Tatsächlich schultern Versicherungsunternehmen zunehmend viele der Kosten, die mit der Erderwärmung in Verbindung gebracht werden, gleichgültig, ob es sich um Schäden durch extreme Wetterbedingungen handelt, oder um Entschädigungen von Bauern für verlorengegangene Ernten.
Allein in der ersten Hälfte des Jahres 2016 haben Naturkatastrophen 70 Milliarden Dollar an Verlusten verursacht, von denen laut eines Gutachtens der Münchener Rückversicherungs-Gesellschaft 27 Milliarden versichert waren — darunter Ereignisse von besonderer Bedeutung, wie mit dem Klima in Zusammenhang stehende “Stürme in den USA und Europa, massive Waldbrände in Kanada und das komplette Ausbleiben von Taifunen im Nordwestpazifik.”
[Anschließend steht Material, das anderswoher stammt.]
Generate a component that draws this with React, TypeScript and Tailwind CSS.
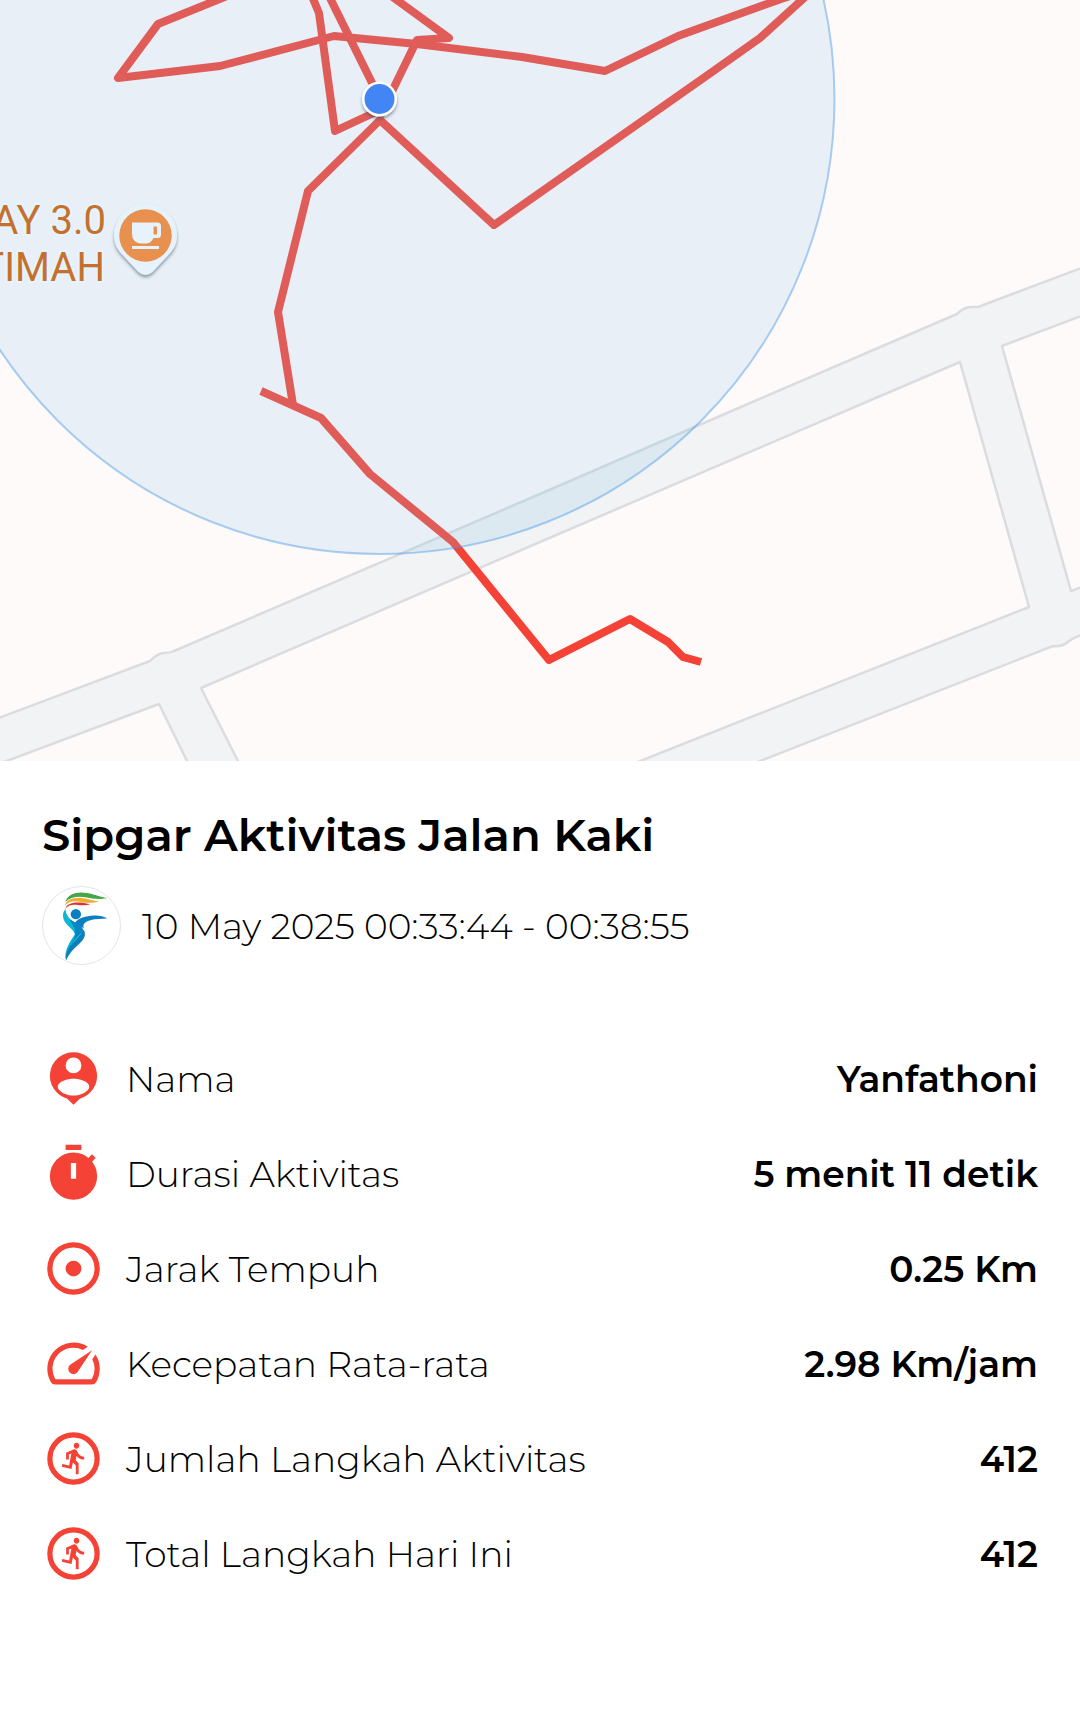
import type { ReactNode } from "react";

const ROUTES = [
  "232,-6 158,24 118,78 220,66 334,36 417,44 522,57 605,71 678,36 781,-1 815,-12 760,38 712,72 494,225 380,120 308,191 278,312 293,405",
  "311,-6 319,13 335,131 380,110",
  "329,-4 380,99",
  "390,-5 449,38 417,40 380,116",
  "261,391 321,418 370,474 453,542 549,660 630,619 668,642 683,657 701,662",
];

const BLOCKS = [
  "M-4 719L150 661Q158 653 164 653Q170 653 174 651L540 494L757 400L957 314Q964 307 971 307L978 307L1084 267V-4H-4Z",
  "M-4 765L159 704L190 767Z",
  "M241 767L201 688L540 542L871 400L960 362L1029 607L630 765Z",
  "M1084 315L1002 346L1071 591L1084 586Z",
  "M750 765L1053 646Q1063 647 1069 641Q1075 637 1084 634V765Z",
];

function RouteMap() {
  return (
    <svg viewBox="0 0 1080 761" className="block h-auto w-full bg-[#f1f3f4]" role="img" aria-label="Peta rute aktivitas">
      <defs>
        <filter id="soft-shadow" x="-30%" y="-30%" width="160%" height="160%">
          <feDropShadow dx="0" dy="2.500" stdDeviation="1.800" floodColor="#33475b" floodOpacity="0.500" />
        </filter>
      </defs>
      <g fill="#fffafa" stroke="#dadce0" strokeWidth="2.500" strokeLinejoin="round">
        {BLOCKS.map((d) => (
          <path key={d} d={d} />
        ))}
      </g>
      <g fill="none" stroke="#f44336" strokeWidth="8" strokeLinejoin="round">
        {ROUTES.map((points) => (
          <polyline key={points} points={points} />
        ))}
      </g>
      <circle cx="379.500" cy="99" r="455" fill="#8bc3e6" fillOpacity="0.200" stroke="#4a98e6" strokeOpacity="0.450" strokeWidth="2" />
      <g filter="url(#soft-shadow)">
        <circle cx="379.500" cy="99" r="17.500" fill="#fff" />
      </g>
      <circle cx="379.500" cy="99" r="15" fill="#4285f4" />

      <g
        fontFamily="Roboto, sans-serif"
        fontSize="40"
        textAnchor="end"
        fill="#c5702d"
        stroke="#e6f3fc"
        strokeWidth="5"
        strokeLinejoin="round"
        paintOrder="stroke"
      >
        <text x="106" y="234">AY 3.0</text>
        <text x="105" y="281">TIMAH</text>
      </g>

      <path
        filter="url(#soft-shadow)"
        d="M145.500 204a31.500 31.500 0 0 0-31.500 31.500c0 9 4 15 10 21l14.500 15.500q7 6 14 0l14.500-15.500c6-6 10-12 10-21a31.500 31.500 0 0 0-31.500-31.500z"
        fill="#e6f3fc"
      />
      <circle cx="145.500" cy="235.500" r="26.250" fill="#e8914f" />
      <path
        fill="#e6f3fc"
        fillRule="evenodd"
        d="M132 222.500h25.500q3.500 0 3.500 3.500v8.500q0 3.500-3.500 3.500h-4q-2.500 5.500-8 5.500h-4.500q-9-1-9-10zM153.500 226.500v8h3.500v-8zM132 246h27v3h-27z"
      />
    </svg>
  );
}

function Logo() {
  return (
    <svg viewBox="36 31 238 238" className="size-[79px] shrink-0" role="img" aria-label="Logo Sipgar">
      <circle cx="155" cy="150" r="117.500" fill="#fff" stroke="#c8c8c8" strokeWidth="1.500" />
      <path d="M106 79C114 54 142 47 171 52C196 56 213 65 234 67C213 72 191 71 171 66C145 60 121 65 106 79Z" fill="#46a64a" />
      <path d="M105 91C109 73 128 65 155 67C176 69 189 76 208 77C190 84 172 82 154 79C132 75 116 77 105 91Z" fill="#f0ad2e" />
      <path d="M106 101C109 85 128 79 151 81C163 82 170 85 181 86C167 91 156 89 142 88C123 87 113 91 106 101Z" fill="#db3535" />
      <circle cx="138" cy="116" r="15.500" fill="#0a7fc1" />
      <path d="M135 142C144 128 169 121 192 120C209 119 222 123 233 128C216 131 198 129 181 134C163 140 158 147 162 158C153 154 143 150 135 142Z" fill="#0a7fc1" />
      <path d="M107 100C96 111 97 128 108 143C118 156 132 164 135 176C124 193 110 211 106 240C117 211 145 190 160 166C157 147 130 143 116 125C110 117 107 109 107 100Z" fill="#0db6d2" />
      <path d="M119 133C139 142 159 151 160 165C147 181 130 193 118 214C131 194 139 179 135 171C139 158 127 150 119 133Z" fill="#0a86c5" />
      <path d="M162 162C170 180 162 192 149 204C133 219 116 235 109 255C104 244 108 229 119 214C132 198 149 184 162 162Z" fill="#0b7ebd" />
    </svg>
  );
}

function Icon({ children }: { children: ReactNode }) {
  return (
    <svg viewBox="0 0 24 24" className="size-[63px] shrink-0" fill="#f44336" aria-hidden="true">
      {children}
    </svg>
  );
}

const personIcon = (
  <Icon>
    <path d="M12 2a9 9 0 0 0-2.400 17.670L12 22l2.400-2.330A9 9 0 0 0 12 2z" />
    <circle cx="12" cy="7" r="3" fill="#fff" />
    <path d="M6 15.100c0-2 3.900-3 6-3s6 1 6 3c0 1.700-3.300 3.400-6 3.400s-6-1.700-6-3.400z" fill="#fff" />
  </Icon>
);

const timerIcon = (
  <Icon>
    <path d="M9 1h6v2H9zM19.050 4.700l1.400 1.400-2.300 2.300-1.400-1.400z" />
    <circle cx="12" cy="13" r="9" />
    <path d="M11 8h2v6h-2z" fill="#fff" />
  </Icon>
);

const distanceIcon = (
  <Icon>
    <circle cx="12" cy="12" r="9" fill="none" stroke="#f44336" strokeWidth="2" />
    <circle cx="12" cy="12" r="3" />
  </Icon>
);

const speedIcon = (
  <Icon>
    <path d="m20.380 8.570-1.230 1.850a8 8 0 0 1-.220 7.580H5.070A8 8 0 0 1 15.580 6.850l1.850-1.230A10 10 0 0 0 3.350 19a2 2 0 0 0 1.720 1h13.850a2 2 0 0 0 1.740-1 10 10 0 0 0-.270-10.440zm-9.790 6.840a2 2 0 0 0 2.830 0l5.660-8.490-8.490 5.660a2 2 0 0 0 0 2.830z" />
  </Icon>
);

const stepsIcon = (
  <Icon>
    <circle cx="12" cy="12" r="9" fill="none" stroke="#f44336" strokeWidth="2" />
    <path
      transform="translate(6 5.200) scale(.53 .555)"
      d="M13.490 5.480c1.100 0 2-.9 2-2s-.9-2-2-2-2 .9-2 2 .9 2 2 2zm-3.600 13.900 1-4.400 2.100 2v6h2v-7.500l-2.100-2 .6-3c1.300 1.500 3.300 2.500 5.500 2.500v-2c-1.900 0-3.500-1-4.300-2.400l-1-1.600c-.4-.6-1-1-1.700-1-.3 0-.5.1-.8.1l-5.200 2.200v4.700h2v-3.400l1.800-.7-1.600 8.100-4.900-1-.4 2 7 1.400z"
    />
  </Icon>
);

const STATS = [
  { icon: personIcon, label: "Nama", value: "Yanfathoni" },
  { icon: timerIcon, label: "Durasi Aktivitas", value: "5 menit 11 detik" },
  { icon: distanceIcon, label: "Jarak Tempuh", value: "0.25 Km" },
  { icon: speedIcon, label: "Kecepatan Rata-rata", value: "2.98 Km/jam" },
  { icon: stepsIcon, label: "Jumlah Langkah Aktivitas", value: "412" },
  { icon: stepsIcon, label: "Total Langkah Hari Ini", value: "412" },
];

export default function App() {
  return (
    <main className="min-h-screen bg-white font-[Montserrat,Inter,sans-serif] text-black">
      <RouteMap />
      <section className="px-[42px] pt-11">
        <h1 className="text-[45px] leading-[60px] font-semibold">Sipgar Aktivitas Jalan Kaki</h1>
        <div className="mt-[21px] flex items-center gap-[21px]">
          <Logo />
          <p className="text-[36px] leading-[44px] font-light">10 May 2025 00:33:44 - 00:38:55</p>
        </div>
        <dl className="mt-[82px] flex flex-col gap-8">
          {STATS.map(({ icon, label, value }) => (
            <div key={label} className="flex items-center justify-between gap-4">
              <dt className="flex items-center gap-[21px] text-[36px] leading-[44px] font-light">
                {icon}
                {label}
              </dt>
              <dd className="text-right text-[36px] leading-[44px] font-semibold">{value}</dd>
            </div>
          ))}
        </dl>
      </section>
    </main>
  );
}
Und das Wohnungsbau-Datenbank-Unternehmen Zillow veröffentlichte kürzlich eine Analyse, die ergab, dass bis 2100 ganze 1,9 Millionen Wohnungen des Landes unter Wasser stehen könnten, wenn die Meere in dem Maße ansteigen, wie Klimawissenschaftler dies vorhersagen, und wodurch der Schaden an Wohneigentum in die Hunderte von Milliarden Dollar geht.
US-Präsident Barack Obama und Präsident Xi Jinping haben Berichten zufolge geplant, gemeinsam ihre Ratifizierung des bahnbrechenden Pariser Klimaschutzabkommens Ende der Woche auf dem globalen Gipfeltreffen anzukündigen. Und während das Ziel der Pariser UN-Klimakonferenz, die globale Erderwärmung auf 2°C zu begrenzen, löblich ist, warnen Beobachter, dass es nicht erreicht werden wird, wenn die Staaten weiterhin Milliarden von Dollar in Energiequellen mit hohem Kohlenstoffanteil stecken.
2009 einigten sich die G20-Staatschefs darauf, “über die mittelfristig ineffizienten Subventionen für fossile Brennstoffe zu beraten, die zu verschwenderischem Verbrauch einladen, um diese schrittweise einzustellen”.
Fünf Jahre später klingt dieses Ziel für Shelagh Whitley, “bedeutungslos”, eine wissenschaftliche Mitarbeiterin am Overseas Development Institute (ODI), das schätzt, dass sich solche Hilfestellungen auf ungefähr 444 Milliarden Dollar jährlich belaufen.
“Diese Subventionen befeuern gefährlich den Klimawandel”, sagt Whitley. Wenn wir irgendeine Chance haben sollen, das beim Pariser Klimagipfel gesetzte 2°C-Ziel zu erreichen, dann müssen die Regierungen ein Programm schneller Kohlenstoffreduktion auf den Weg bringen. Der Finanzsektor erkennt die Wichtigkeit, von fossilen Brennstoffen wegzukommen, und die Regierungen müssen erkennen, dass sie die letzten sein könnten, die sich noch bewegen müssen”.
In diesem Sinne startete der Sierra Club kürzlich seine Fossil Free Finance-Kampagne, um die G20-Regierungen dazu zu ermutigen, kein weiteres öffentliches Geld “in die Taschen von großen Kohle-, Öl- und Gaskonzernen zu schütten, was eine Verschlimmerung der Klimakrise zur Folge hat, indem Luft und Wasser verschmutzt werden und neue Reserven fossiler Brennstoffe zugänglich gemacht werden, wodurch unseren Familien und Kommunen Schaden zugefügt wird”.
In den letzten sieben Jahren sind wir Zeuge historischer Klimaveränderungen überall in den USA und auf der ganzen Welt geworden”, sagte der geschäftsführende Direktor des Sierra Club, Michael Brune. “Aber während sich die Welt auf eine zu 100 Prozent saubere Energiewirtschaft zubewegt, sind die G20-Anführer stehengeblieben, während die Welt auf die Erfüllung leerer Versprechungen wartet”.